- DIRECTIONS FOR THIS TASK -
Copy out all lines with the word "screenshot" in them.
[BEGIN TASK DATA]
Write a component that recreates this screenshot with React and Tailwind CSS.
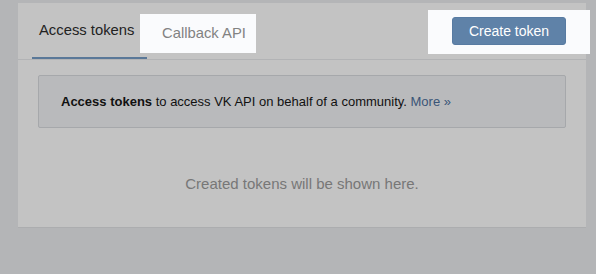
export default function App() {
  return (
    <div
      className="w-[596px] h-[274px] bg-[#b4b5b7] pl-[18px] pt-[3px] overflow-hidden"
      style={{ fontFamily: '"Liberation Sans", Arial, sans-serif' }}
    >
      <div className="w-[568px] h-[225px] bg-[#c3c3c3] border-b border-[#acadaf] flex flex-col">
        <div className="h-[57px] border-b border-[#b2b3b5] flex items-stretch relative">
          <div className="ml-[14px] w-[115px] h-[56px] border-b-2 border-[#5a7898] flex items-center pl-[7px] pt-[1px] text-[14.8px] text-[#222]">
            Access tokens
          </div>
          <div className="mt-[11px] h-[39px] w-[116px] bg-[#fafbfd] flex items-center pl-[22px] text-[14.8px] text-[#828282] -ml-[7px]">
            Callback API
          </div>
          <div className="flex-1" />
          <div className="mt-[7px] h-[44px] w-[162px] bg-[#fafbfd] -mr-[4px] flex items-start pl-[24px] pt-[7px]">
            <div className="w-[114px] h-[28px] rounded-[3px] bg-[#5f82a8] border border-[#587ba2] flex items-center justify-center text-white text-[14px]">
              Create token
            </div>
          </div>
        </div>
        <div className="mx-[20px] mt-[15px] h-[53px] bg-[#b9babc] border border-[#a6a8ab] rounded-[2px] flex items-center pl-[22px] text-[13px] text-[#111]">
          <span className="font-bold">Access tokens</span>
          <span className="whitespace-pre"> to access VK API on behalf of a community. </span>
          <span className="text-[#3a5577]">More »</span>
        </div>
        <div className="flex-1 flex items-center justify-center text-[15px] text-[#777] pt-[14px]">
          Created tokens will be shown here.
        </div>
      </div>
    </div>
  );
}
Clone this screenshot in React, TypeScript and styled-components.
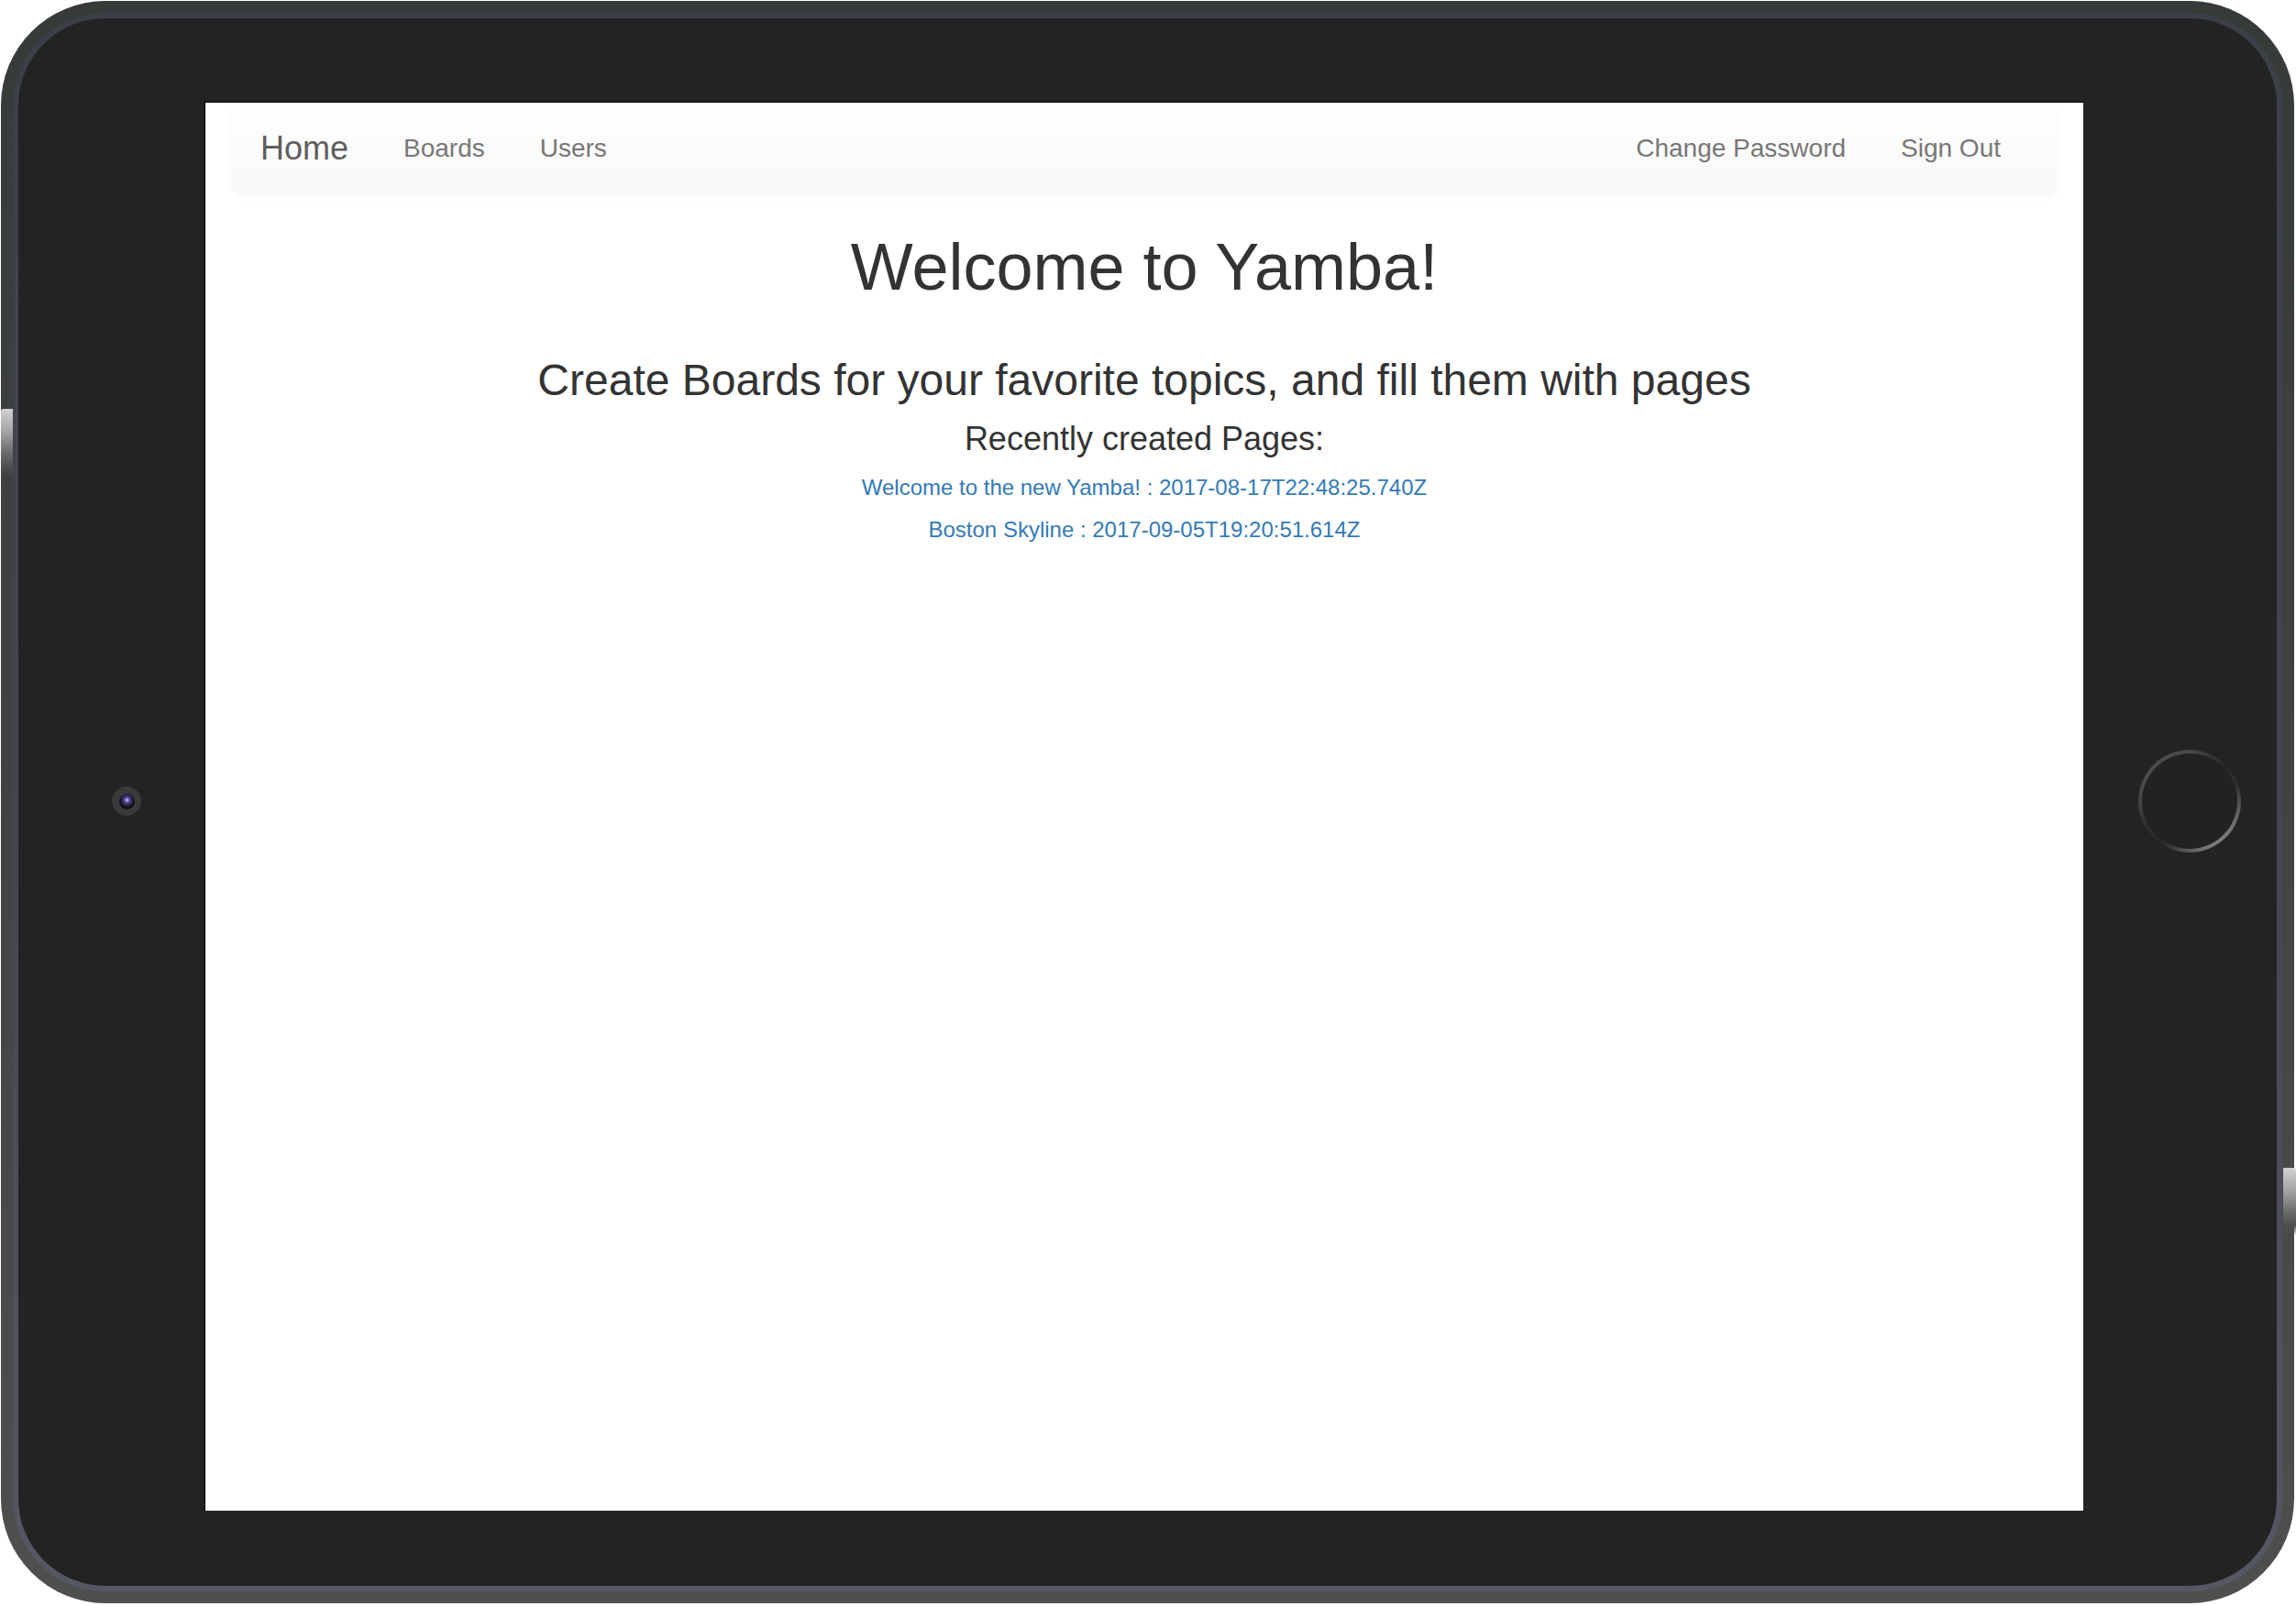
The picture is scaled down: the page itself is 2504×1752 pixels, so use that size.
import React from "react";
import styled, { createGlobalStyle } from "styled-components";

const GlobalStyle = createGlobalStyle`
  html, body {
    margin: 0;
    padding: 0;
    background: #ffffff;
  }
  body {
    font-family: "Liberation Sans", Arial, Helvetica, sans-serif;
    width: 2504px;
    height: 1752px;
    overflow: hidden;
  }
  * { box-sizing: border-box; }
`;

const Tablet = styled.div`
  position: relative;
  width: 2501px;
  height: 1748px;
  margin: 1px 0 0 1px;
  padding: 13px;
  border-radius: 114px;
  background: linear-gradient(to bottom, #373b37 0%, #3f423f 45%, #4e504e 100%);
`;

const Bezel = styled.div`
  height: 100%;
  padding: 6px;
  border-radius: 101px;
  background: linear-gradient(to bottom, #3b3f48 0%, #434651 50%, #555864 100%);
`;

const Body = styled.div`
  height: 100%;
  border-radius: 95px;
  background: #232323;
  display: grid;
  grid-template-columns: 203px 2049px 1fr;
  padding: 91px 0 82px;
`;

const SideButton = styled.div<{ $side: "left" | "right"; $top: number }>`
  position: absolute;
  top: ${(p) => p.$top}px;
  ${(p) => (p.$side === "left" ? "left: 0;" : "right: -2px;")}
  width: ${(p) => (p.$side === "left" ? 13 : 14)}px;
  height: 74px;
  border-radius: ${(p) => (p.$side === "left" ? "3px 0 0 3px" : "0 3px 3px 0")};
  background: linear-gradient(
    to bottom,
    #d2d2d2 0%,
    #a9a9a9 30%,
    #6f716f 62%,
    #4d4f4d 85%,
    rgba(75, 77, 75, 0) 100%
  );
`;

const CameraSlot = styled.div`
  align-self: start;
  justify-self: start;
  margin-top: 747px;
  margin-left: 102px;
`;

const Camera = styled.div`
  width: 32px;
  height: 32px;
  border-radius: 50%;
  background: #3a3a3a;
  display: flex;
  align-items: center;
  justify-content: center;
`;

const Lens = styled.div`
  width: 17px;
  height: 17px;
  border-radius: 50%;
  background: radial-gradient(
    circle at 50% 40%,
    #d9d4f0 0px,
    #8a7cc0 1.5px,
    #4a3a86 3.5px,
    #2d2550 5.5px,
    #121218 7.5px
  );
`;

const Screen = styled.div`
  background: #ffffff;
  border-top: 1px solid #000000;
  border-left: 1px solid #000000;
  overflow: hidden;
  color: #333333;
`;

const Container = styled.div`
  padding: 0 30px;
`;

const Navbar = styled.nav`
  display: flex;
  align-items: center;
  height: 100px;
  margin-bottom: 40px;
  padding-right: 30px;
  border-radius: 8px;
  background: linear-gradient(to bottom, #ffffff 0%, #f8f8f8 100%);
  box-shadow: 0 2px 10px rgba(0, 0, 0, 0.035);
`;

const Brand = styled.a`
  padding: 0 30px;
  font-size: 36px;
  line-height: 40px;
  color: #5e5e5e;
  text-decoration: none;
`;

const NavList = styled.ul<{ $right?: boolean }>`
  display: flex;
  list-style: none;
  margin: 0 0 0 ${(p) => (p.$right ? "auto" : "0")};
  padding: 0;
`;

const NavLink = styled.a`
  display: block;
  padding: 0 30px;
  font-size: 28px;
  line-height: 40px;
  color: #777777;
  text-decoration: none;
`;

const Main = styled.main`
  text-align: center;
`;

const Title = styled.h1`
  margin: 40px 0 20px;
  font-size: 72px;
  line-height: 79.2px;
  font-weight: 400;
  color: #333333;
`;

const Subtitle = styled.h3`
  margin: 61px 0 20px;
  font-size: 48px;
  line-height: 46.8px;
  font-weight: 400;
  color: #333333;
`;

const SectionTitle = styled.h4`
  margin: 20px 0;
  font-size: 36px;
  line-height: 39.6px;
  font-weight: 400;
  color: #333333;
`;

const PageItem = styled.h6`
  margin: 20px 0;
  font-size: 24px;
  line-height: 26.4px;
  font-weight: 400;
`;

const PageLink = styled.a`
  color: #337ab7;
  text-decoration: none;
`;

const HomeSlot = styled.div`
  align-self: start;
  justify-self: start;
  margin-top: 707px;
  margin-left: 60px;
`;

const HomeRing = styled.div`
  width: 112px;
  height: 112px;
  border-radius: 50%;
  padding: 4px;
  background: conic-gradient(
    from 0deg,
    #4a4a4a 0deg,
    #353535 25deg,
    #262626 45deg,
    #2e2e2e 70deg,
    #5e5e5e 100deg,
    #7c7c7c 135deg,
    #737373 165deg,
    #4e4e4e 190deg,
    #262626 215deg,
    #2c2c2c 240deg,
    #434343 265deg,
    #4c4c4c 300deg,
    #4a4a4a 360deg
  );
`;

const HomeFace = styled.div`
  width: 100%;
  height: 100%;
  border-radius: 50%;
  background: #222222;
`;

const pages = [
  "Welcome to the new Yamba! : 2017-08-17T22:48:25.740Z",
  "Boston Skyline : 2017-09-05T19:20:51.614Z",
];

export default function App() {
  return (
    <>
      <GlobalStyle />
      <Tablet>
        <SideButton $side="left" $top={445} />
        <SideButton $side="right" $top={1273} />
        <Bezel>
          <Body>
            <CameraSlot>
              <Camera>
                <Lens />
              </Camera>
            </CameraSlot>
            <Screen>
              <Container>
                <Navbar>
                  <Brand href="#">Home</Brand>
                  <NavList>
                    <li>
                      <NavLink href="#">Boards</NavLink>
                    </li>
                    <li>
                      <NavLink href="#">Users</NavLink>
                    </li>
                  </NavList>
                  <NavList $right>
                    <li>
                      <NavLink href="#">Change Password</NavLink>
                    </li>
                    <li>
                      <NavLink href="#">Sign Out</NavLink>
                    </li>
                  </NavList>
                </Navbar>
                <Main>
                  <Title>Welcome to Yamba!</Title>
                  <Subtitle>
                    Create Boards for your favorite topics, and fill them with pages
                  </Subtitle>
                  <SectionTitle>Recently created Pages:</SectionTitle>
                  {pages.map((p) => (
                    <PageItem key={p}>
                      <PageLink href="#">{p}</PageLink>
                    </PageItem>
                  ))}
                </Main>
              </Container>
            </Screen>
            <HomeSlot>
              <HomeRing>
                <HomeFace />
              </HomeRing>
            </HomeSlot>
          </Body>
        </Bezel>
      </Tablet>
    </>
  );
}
[END TASK DATA]
- RESPONSE -
Write a component that recreates this screenshot with React and Tailwind CSS.
Clone this screenshot in React, TypeScript and styled-components.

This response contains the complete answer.